COLLECTED MATERIAL —
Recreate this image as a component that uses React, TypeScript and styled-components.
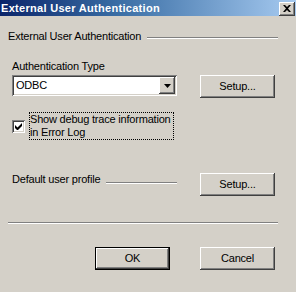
import * as React from 'react';
import styled, { createGlobalStyle } from 'styled-components';

const GlobalStyle = createGlobalStyle`
  html, body {
    margin: 0;
    padding: 0;
    background: #d4d0c8;
  }
  body {
    font-family: "Liberation Sans", Arial, sans-serif;
    font-size: 11px;
    color: #000;
  }
`;

const raised = `
  box-shadow: inset -1px -1px #404040, inset 1px 1px #ffffff,
    inset -2px -2px #808080, inset 2px 2px #d4d0c8;
`;

const Window = styled.div`
  width: 296px;
  height: 292px;
  background: #d4d0c8;
  display: flex;
  flex-direction: column;
  overflow: hidden;
`;

const TitleBar = styled.div`
  height: 16px;
  display: flex;
  align-items: center;
  justify-content: space-between;
  background: linear-gradient(to right, #0a246a 0%, #3a6ea5 40%, #a6caf0 100%);
  padding-right: 1px;
`;

const TitleText = styled.span`
  color: #fff;
  font-weight: bold;
  font-size: 11px;
  line-height: 13px;
  letter-spacing: 0.3px;
  padding-left: 1px;
  white-space: nowrap;
`;

const CloseButton = styled.div`
  width: 16px;
  height: 14px;
  background: #d4d0c8;
  ${raised}
  display: flex;
  align-items: center;
  justify-content: center;
  margin-top: 1px;
`;

const Body = styled.div`
  padding: 0 18px 0 8px;
  display: flex;
  flex-direction: column;
  letter-spacing: -0.2px;
`;

const GroupHeader = styled.div`
  display: flex;
  align-items: flex-start;
  margin-top: 14px;
  line-height: 13px;
`;

const EtchedLine = styled.div<{ $gap?: number }>`
  flex: 1;
  height: 0;
  border-top: 1px solid #808080;
  border-bottom: 1px solid #ffffff;
  margin-left: ${p => p.$gap ?? 0}px;
`;

const HeaderLine = styled(EtchedLine)`
  margin-top: 7px;
`;

const Group = styled.div`
  padding: 0 3px 0 4px;
  display: flex;
  flex-direction: column;
`;

const FieldLabel = styled.div`
  margin-top: 17px;
  line-height: 13px;
`;

const Row = styled.div<{ $top: number }>`
  display: grid;
  grid-template-columns: 165px 75px;
  column-gap: 23px;
  align-items: start;
  margin-top: ${p => p.$top}px;
`;

const Combo = styled.div`
  height: 21px;
  box-sizing: border-box;
  background: #fff;
  box-shadow: inset 1px 1px #808080, inset -1px -1px #ffffff,
    inset 2px 2px #404040, inset -2px -2px #d4d0c8;
  padding: 2px;
  display: flex;
  align-items: stretch;
`;

const ComboValue = styled.span`
  flex: 1;
  padding-left: 2px;
  line-height: 17px;
`;

const ComboArrow = styled.div`
  width: 16px;
  background: #d4d0c8;
  ${raised}
  display: flex;
  align-items: center;
  justify-content: center;
`;

const Button = styled.div<{ $default?: boolean }>`
  width: 75px;
  height: 23px;
  box-sizing: border-box;
  background: #d4d0c8;
  display: flex;
  align-items: center;
  justify-content: center;
  line-height: 13px;
  ${p =>
    p.$default
      ? `border: 1px solid #000;
         box-shadow: inset -1px -1px #404040, inset 1px 1px #ffffff,
           inset -2px -2px #808080, inset 2px 2px #d4d0c8;`
      : raised}
`;

const CheckRow = styled.div`
  display: flex;
  align-items: flex-start;
  gap: 4px;
  margin-top: 14px;
`;

const CheckBox = styled.div`
  width: 13px;
  height: 13px;
  box-sizing: border-box;
  margin-top: 8px;
  background: #fff;
  box-shadow: inset 1px 1px #808080, inset -1px -1px #ffffff,
    inset 2px 2px #404040, inset -2px -2px #d4d0c8;
  display: flex;
  align-items: center;
  justify-content: center;
`;

const FocusText = styled.div`
  border: 1px dotted #000;
  padding: 0 2px 0 0;
  line-height: 13px;
  white-space: nowrap;
`;

const ProfileLabel = styled.div`
  display: flex;
  align-items: flex-start;
  line-height: 13px;
`;

const ProfileLine = styled(EtchedLine)`
  margin-top: 9px;
`;

const Separator = styled(EtchedLine)`
  flex: none;
  margin-top: 26px;
`;

const Footer = styled.div`
  display: flex;
  justify-content: flex-end;
  gap: 30px;
  padding-right: 3px;
  margin-top: 23px;
`;

export default function App() {
  return (
    <>
      <GlobalStyle />
      <Window>
        <TitleBar>
          <TitleText>External User Authentication</TitleText>
          <CloseButton>
            <svg width="8" height="7" viewBox="0 0 8 7">
              <path d="M0 0h2l2 2 2-2h2L5 3.5 8 7H6L4 5 2 7H0l3-3.5z" fill="#000" />
            </svg>
          </CloseButton>
        </TitleBar>
        <Body>
          <GroupHeader>
            <span>External User Authentication</span>
            <HeaderLine $gap={6} />
          </GroupHeader>
          <Group>
            <FieldLabel>Authentication Type</FieldLabel>
            <Row $top={2}>
              <Combo>
                <ComboValue>ODBC</ComboValue>
                <ComboArrow>
                  <svg width="7" height="4" viewBox="0 0 7 4">
                    <path d="M0 0h7L3.5 4z" fill="#000" />
                  </svg>
                </ComboArrow>
              </Combo>
              <Button>Setup...</Button>
            </Row>
            <CheckRow>
              <CheckBox>
                <svg width="7" height="7" viewBox="0 0 7 7">
                  <path d="M0 2v3l2 2h1l4-4V0L2.5 4.5z" fill="#000" />
                </svg>
              </CheckBox>
              <FocusText>
                Show debug trace information
                <br />
                in Error Log
              </FocusText>
            </CheckRow>
            <Row $top={33}>
              <ProfileLabel>
                <span>Default user profile</span>
                <ProfileLine $gap={6} />
              </ProfileLabel>
              <Button>Setup...</Button>
            </Row>
          </Group>
          <Separator />
          <Footer>
            <Button $default>OK</Button>
            <Button>Cancel</Button>
          </Footer>
        </Body>
      </Window>
    </>
  );
}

YOUR OBJECTIVE — Isolate the lines that hold the word "components" and copy all of them.

FULL OUTPUT —
Recreate this image as a component that uses React, TypeScript and styled-components.
import styled, { createGlobalStyle } from 'styled-components';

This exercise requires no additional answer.